The fault presents with the engine management warning light illuminated and fault code 2968 stored in the digital motor electronics (DME) from the inlet camshaft sensor. This fault can have many possible sensor-related causes. These include a faulty part, an incorrect part being fitted, faulty wiring as well as sensor corrosion or damage. It may also indicate a DME internal fault or an inoperative inlet VANOS unit.
The valve gear on the N12 engine is equipped with variable camshaft timing control for the inlet and exhaust camshafts (also known as double VANOS). Both camshaft sensors record camshaft adjustment, via a sensor wheel fixed to the camshaft.
The camshaft sensor works according to the hall effect. Voltage is supplied to the sensor by the DME with 5 volts and ground. The sensor then returns a digital signal via the signal line back to the DME (Fig.1).
To begin, start by swapping over the inlet camshaft sensor with the exhaust camshaft sensor – they are the exact same part so this is often a very quick task. The fault migrates to the exhaust camshaft then replace the sensor (Fig.2).
If the fault stays on the inlet camshaft sensor then proceed to check the wiring. You will need a 5 V feed, ground and an intact signal wire between the inlet camshaft sensor and the DME to prove the 5 V supply and earth is being provided by the DME (Fig.3).
Next, check the signal pattern with an oscilloscope.
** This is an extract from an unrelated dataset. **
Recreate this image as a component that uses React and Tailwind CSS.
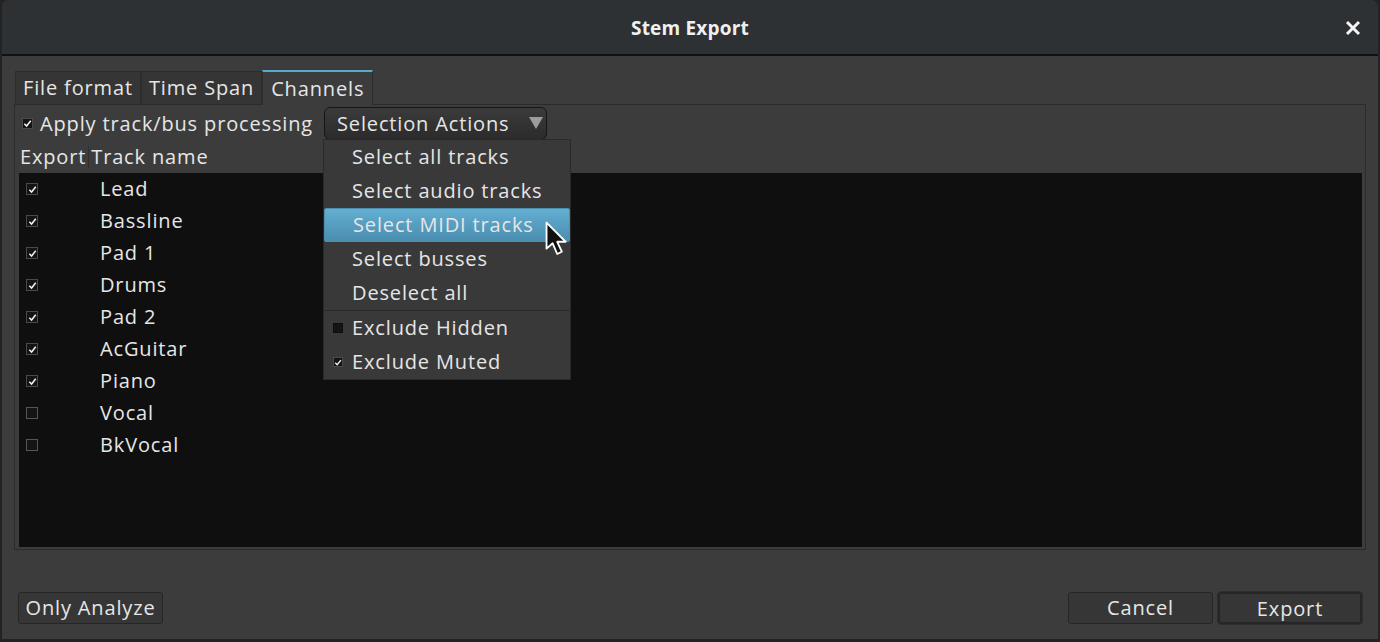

A signal indicates that the sensor is working whilst scoping at the DME end will also check the integrity of the signal line (Fig.4).
The signals in Fig.4 are correct, from a verified N12 running engine. Both the intake and exhaust camshaft sensors should have an identical scope pattern, just at different positions on the screen. The Opus IVS 360 live support team has seen cases where non- OE or used camshafts have been fitted. When doing so, you must make sure the camshaft is an exact match for the part removed.
Fig.5 shows the scope trace from an N12 where an incorrect inlet camshaft was fitted. We can see that with this alternative aftermarket part fitted, the inlet camshaft sensor signal has four phases compared to the image on the known good engine with only three.
By scoping the inlet camshaft sensor and exhaust camshaft sensor, along with the crankshaft sensor, the timing of the engine can be checked non-intrusively too using phase rulers and graph rulers as shown.